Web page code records
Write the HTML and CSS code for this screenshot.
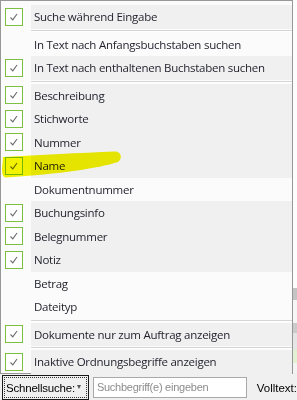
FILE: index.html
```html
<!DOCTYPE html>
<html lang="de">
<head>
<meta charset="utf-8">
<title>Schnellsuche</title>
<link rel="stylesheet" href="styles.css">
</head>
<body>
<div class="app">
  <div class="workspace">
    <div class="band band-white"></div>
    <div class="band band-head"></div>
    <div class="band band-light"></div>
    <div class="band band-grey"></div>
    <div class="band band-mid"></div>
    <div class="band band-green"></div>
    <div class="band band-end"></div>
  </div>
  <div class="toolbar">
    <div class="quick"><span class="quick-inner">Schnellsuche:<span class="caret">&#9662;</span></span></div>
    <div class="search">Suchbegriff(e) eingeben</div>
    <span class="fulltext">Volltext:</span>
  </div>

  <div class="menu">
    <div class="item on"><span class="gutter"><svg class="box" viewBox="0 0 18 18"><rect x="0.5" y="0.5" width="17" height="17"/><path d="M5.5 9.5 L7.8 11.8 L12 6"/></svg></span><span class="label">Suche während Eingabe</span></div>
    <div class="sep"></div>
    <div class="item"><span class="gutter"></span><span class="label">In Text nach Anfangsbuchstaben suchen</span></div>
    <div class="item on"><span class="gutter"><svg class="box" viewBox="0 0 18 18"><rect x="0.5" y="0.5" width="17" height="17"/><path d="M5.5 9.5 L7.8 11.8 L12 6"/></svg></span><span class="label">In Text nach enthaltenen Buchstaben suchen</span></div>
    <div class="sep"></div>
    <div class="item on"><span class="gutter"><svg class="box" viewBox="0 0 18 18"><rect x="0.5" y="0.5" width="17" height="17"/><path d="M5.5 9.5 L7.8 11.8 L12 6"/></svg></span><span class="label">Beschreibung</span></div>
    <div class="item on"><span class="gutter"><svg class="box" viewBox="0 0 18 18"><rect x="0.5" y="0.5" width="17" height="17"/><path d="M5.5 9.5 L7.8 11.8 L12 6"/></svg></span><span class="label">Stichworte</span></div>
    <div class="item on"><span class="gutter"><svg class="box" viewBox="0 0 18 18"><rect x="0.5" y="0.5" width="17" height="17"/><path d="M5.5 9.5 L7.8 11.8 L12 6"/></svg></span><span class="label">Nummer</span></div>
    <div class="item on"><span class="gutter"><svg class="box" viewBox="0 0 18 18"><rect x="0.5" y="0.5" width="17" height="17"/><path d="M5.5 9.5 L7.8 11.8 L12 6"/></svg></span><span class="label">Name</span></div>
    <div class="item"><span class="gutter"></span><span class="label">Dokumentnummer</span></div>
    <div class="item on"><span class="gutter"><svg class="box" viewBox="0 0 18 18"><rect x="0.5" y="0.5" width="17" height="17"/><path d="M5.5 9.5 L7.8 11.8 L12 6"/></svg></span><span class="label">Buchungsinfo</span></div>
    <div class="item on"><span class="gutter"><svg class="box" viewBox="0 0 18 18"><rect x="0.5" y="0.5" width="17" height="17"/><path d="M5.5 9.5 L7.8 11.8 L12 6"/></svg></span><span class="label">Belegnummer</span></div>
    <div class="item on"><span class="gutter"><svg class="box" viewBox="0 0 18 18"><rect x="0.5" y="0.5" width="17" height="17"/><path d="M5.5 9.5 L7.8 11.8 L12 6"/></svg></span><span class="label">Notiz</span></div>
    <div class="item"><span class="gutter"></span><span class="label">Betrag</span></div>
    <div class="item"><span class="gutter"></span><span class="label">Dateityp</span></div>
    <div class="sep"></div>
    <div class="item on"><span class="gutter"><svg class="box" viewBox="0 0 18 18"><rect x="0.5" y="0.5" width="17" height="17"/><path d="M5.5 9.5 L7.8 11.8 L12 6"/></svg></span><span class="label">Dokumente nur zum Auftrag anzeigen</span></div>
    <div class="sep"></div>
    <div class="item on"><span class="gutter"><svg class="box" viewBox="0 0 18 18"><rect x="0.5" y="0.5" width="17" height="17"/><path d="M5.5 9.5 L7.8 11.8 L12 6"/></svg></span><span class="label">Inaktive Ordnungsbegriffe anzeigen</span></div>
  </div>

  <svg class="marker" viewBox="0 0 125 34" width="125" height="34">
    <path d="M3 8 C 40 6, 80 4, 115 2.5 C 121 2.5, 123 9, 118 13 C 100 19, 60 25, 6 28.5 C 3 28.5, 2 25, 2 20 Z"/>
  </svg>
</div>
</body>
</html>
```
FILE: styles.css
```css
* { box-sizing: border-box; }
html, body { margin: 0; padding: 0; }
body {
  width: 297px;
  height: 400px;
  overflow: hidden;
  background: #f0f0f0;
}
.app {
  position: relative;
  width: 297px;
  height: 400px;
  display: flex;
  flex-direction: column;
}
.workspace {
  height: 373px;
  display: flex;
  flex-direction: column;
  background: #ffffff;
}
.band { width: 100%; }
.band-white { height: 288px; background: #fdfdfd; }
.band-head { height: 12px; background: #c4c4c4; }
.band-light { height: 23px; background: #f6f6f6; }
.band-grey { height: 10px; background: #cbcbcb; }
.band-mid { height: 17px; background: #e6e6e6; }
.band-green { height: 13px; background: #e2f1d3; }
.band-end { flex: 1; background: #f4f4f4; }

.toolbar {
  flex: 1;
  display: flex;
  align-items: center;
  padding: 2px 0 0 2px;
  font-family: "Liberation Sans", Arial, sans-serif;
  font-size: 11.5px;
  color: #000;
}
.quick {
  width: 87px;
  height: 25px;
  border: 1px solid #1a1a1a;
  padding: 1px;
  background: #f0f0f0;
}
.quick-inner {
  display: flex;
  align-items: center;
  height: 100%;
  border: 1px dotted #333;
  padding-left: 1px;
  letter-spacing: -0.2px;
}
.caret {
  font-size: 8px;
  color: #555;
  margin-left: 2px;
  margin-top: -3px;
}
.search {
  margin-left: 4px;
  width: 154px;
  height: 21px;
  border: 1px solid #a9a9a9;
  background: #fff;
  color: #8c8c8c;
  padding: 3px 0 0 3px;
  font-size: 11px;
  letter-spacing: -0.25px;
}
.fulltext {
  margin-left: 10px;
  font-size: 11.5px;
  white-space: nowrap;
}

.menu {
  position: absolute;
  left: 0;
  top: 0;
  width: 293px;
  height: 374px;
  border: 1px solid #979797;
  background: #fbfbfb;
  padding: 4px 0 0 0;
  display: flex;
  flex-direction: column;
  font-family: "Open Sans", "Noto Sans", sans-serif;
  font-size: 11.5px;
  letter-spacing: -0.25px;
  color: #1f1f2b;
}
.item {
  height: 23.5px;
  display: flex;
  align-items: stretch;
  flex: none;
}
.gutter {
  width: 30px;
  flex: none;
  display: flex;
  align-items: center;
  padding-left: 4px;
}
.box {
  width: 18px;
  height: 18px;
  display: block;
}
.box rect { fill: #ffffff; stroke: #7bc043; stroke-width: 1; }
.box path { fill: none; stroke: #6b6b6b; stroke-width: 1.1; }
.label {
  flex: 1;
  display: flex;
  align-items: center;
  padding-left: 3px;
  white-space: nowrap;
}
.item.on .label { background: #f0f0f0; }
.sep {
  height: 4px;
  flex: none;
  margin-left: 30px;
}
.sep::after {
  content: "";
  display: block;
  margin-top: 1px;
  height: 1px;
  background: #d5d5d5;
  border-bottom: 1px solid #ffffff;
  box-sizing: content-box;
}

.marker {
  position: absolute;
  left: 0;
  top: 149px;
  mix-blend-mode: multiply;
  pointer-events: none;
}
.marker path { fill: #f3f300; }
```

...

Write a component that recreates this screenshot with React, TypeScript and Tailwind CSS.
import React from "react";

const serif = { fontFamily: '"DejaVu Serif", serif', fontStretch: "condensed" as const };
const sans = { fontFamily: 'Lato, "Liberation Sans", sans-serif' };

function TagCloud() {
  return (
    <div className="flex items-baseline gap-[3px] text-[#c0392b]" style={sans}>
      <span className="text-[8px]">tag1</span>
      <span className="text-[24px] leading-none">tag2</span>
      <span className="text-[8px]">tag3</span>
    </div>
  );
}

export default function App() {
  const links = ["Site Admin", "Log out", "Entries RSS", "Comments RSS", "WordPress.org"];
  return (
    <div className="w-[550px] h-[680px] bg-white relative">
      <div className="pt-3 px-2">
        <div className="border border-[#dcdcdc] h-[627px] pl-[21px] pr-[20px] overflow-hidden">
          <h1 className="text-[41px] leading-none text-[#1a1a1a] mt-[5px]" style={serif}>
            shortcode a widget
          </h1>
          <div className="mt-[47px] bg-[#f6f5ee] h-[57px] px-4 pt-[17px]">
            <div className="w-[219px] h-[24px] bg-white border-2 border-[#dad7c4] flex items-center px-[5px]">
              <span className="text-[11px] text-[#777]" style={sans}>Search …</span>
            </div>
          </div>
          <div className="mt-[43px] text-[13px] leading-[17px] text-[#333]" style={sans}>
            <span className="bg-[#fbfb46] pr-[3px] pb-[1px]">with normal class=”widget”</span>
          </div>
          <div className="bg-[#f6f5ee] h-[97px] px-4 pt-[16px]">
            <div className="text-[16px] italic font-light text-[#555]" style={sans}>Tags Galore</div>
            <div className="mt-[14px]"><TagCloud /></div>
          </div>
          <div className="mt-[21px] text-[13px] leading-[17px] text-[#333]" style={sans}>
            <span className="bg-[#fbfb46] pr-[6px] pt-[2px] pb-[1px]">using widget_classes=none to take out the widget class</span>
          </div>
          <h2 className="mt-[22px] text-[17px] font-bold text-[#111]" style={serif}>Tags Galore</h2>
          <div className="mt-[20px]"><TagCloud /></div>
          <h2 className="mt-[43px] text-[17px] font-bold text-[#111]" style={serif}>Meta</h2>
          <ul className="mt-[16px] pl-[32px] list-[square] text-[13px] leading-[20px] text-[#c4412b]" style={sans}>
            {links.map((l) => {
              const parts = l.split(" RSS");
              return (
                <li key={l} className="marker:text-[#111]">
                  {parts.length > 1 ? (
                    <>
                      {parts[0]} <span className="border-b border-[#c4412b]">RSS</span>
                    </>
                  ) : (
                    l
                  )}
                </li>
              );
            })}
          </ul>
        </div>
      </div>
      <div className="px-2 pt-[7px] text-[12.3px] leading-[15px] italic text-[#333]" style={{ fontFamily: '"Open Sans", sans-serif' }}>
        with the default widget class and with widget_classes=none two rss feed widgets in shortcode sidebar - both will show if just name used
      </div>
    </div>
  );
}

▶ Challenge: From the data above, show each line that contains "this".

▶ Final result:
Write the HTML and CSS code for this screenshot.
Write a component that recreates this screenshot with React, TypeScript and Tailwind CSS.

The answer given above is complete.